自分ができる範囲でやりたいようにやる分には、なんだっていいはずである。「お出かけヤクザならこうしなければならない」そんな公式はない。
なんだけれども、普通の人はまぁやらないような、変わったおでかけ、高頻度のお出かけで脚光を浴びている人を見たときに、自分も同じことをしなければいけないんだ ! って思い詰めたら壊れるよ。
人は人、自分は自分。小さなことであっても、自分ができること、自分が満足すること、自分が納得できることを積み重ねる。それが重要なんじゃないのかと。
そもそも論として (しつこい)、地味な仕事や小さな偉業の積み重ねで世の中が回っているのだから、そういうのが正当に評価されない社会は、おかしな方向に行ってしまうんじゃないか。
会社でも軍事組織でも、目立つのは "tip of the spear" な花形部門だけど、それだけで組織が回っているわけではなくてね。それが分かっているから、英空軍はヘンドンの空軍博物館で、「空軍は多様な職種でもっている」という趣旨の展示をしているんだと思うよ。
この「自分は自分」「小さな成果を大切に」は、ことに SNS (という名の、個人が世界にあてられる鉄火場) との向き合い方において重要なんじゃないか、と書いておきたくて。

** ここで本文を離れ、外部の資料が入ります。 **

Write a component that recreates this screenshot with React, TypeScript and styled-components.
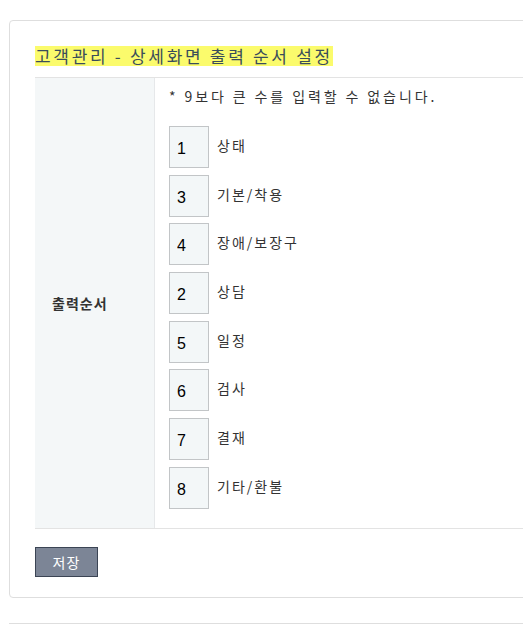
import React from "react";
import styled, { createGlobalStyle } from "styled-components";

const Global = createGlobalStyle`
  html, body { margin: 0; padding: 0; background: #fff; overflow: hidden; }
  body { font-family: "Noto Sans CJK KR", "Noto Sans", sans-serif; color: #333; }
`;

const Page = styled.div`
  padding: 20px 0 0 9px;
  width: 620px;
  display: flex;
  flex-direction: column;
  gap: 25px;
`;

const Card = styled.section`
  border: 1px solid #dedede;
  border-radius: 4px;
  padding: 23px 25px 20px 25px;
  background: #fff;
`;

const NextCard = styled.div`
  border-top: 1px solid #dedede;
  height: 10px;
`;

const Title = styled.h2`
  margin: 0 0 11px 0;
  font-size: 17px;
  font-weight: 400;
  line-height: 20px;
  letter-spacing: 2.7px;
  color: #3a4d5a;
  display: inline-block;
  background: #fbfb6c;
`;

const TitleWrap = styled.div``;

const Table = styled.div`
  display: grid;
  grid-template-columns: 120px 1fr;
  border-top: 1px solid #e3e3e3;
  border-bottom: 1px solid #e3e3e3;
`;

const LabelCell = styled.div`
  background: #f4f7f8;
  border-right: 1px solid #e6e8ea;
  display: flex;
  align-items: center;
  padding-left: 17px;
  font-size: 14px;
  font-weight: 700;
  color: #333;
  letter-spacing: 1px;
`;

const ValueCell = styled.div`
  padding: 8px 14px 19px 14px;
  display: flex;
  flex-direction: column;
`;

const Notice = styled.p`
  margin: 0 0 20px 0;
  font-size: 14px;
  line-height: 20px;
  letter-spacing: 2.9px;
  color: #333;
`;

const List = styled.div`
  display: flex;
  flex-direction: column;
  gap: 6.7px;
`;

const Row = styled.div`
  display: flex;
  align-items: center;
  gap: 8px;
`;

const OrderInput = styled.input`
  box-sizing: border-box;
  width: 40px;
  height: 42px;
  border: 1px solid #c2c5c7;
  background: #f3f7f8;
  padding: 4px 0 0 7px;
  font-family: "Liberation Sans", Arial, sans-serif;
  font-weight: 400;
  font-size: 16px;
  color: #000;
  outline: none;
`;

const ItemName = styled.span`
  font-size: 14px;
  letter-spacing: 2px;
  color: #333;
  margin-top: -4px;
`;

const Footer = styled.div`
  padding-top: 18px;
`;

const SaveButton = styled.button`
  box-sizing: border-box;
  width: 63px;
  height: 30px;
  background: #7c8596;
  border: 1px solid #3b4454;
  color: #fff;
  font-family: "Noto Sans CJK KR", sans-serif;
  font-size: 14px;
  letter-spacing: 1px;
  padding: 0;
`;

const items = [
  { n: "1", label: "상태" },
  { n: "3", label: "기본/착용" },
  { n: "4", label: "장애/보장구" },
  { n: "2", label: "상담" },
  { n: "5", label: "일정" },
  { n: "6", label: "검사" },
  { n: "7", label: "결재" },
  { n: "8", label: "기타/환불" },
];

export default function App() {
  return (
    <>
      <Global />
      <Page>
        <Card>
          <TitleWrap>
            <Title>고객관리 - 상세화면 출력 순서 설정</Title>
          </TitleWrap>
          <Table>
            <LabelCell>출력순서</LabelCell>
            <ValueCell>
              <Notice>* 9보다 큰 수를 입력할 수 없습니다.</Notice>
              <List>
                {items.map((it) => (
                  <Row key={it.label}>
                    <OrderInput defaultValue={it.n} />
                    <ItemName>{it.label}</ItemName>
                  </Row>
                ))}
              </List>
            </ValueCell>
          </Table>
          <Footer>
            <SaveButton>저장</SaveButton>
          </Footer>
        </Card>
        <NextCard />
      </Page>
    </>
  );
}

運営サイドの思惑や都合により、次々に投げつけられてくる「目立つ誰かさん」の事例に振り回されて、あてられ続けたら、壊れてしまうよ ?
そこで手っ取り早くスターダムにのし上がろう、インプレを稼いで人気者になろうと考えて、挙句に過激な反○○や陰謀論やナラティブばかりふれて回るようになったら、それこそもう「役に立つ馬鹿」への道を一直線だよ ? それはまったくあなたのためにならないことだよ ?
サイバースペースにおいても、あるいはミートスペースにおいても、小さな成果を軽んじて「大物になりたい願望」みたいなのに突き動かされる人が増えることになれば、それは知らず知らずのうちに社会を蝕むことになりはしないかと。そんな心配をしている。サイバースペースの向こう側にいるのは生身の人間で、ミートスペースともつながっているのだから、両者が相互に無関係ということはない。